A de facto accommodation with the SACP later permitted Brooks to re-enter top-level work in the AAM in London as its deputy executive secretary, in which capacity he organised the Artists Against Apartheid concert at Wembley Stadium in 1986, which drew a huge audience in celebration of Nelson Mandela's 70th birthday, and he led a five-week march from Glasgow to London in 1988 calling for the freedom of Mandela. This has resulted in the only public acknowledgement of his death in South Africa so far, by the Nelson Mandela Foundation (see here).

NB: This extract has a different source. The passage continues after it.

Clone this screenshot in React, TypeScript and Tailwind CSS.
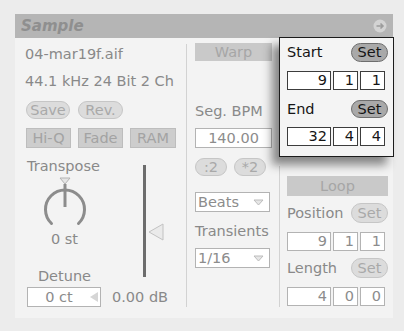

After the unbanning of the ANC and the SACP in 1990, Brooks did not return to South Africa, where otherwise he would have been expected to have become a member of the first post-apartheid government, or at least a very senior civil servant. He told an interviewer a few years ago that he had not returned to South Africa as he thought he would be killed. He was angry with the SACP, the ANC, the Soviet Union, and Britain, just as he was with the Mugabe regime in Zimbabwe.

He worked briefly for the UN in Somalia in the early 1990s, as part of its Demobilisation Advisory Team. On his return to London he became a case-worker for asylum seekers, not least from his native Zimbabwe, in which he took a radically opposed stance towards the Mugabe regime as compared with his erstwhile colleague, President Mbeki. He was a member of the organising team in annual Open Forums on Zimbabwe, South Africa and the Region held in London by the Britain Zimbabwe Society, which for several years has guided public opinion in Britain in opposition to the Mugabe dictatorship, and in which Moeletsi Mbeki (brother of President Mbeki) and Elinor Sisulu (daughter-in-law of Mandela's late revered colleague, Walter Sisulu) have made an important contribution.

 He was divorced from his wife, Sarah Darling, whom he married in Britain in 1970, and with whom he had two daughters, Lucy and Jenni, but to whom he remained close. He had a further daughter, Ruby, with his subsequent partner, Joni McDougall. Alan Brooks died in London on 10 May. About a hundred people attended a memorial celebration in London in the weeks that followed.

Able, ambitious, determined and courageous, Alan Brooks was a very private man, left at the wayside by the SACP and the ANC, the organisations to which he gave a dedicated life's service.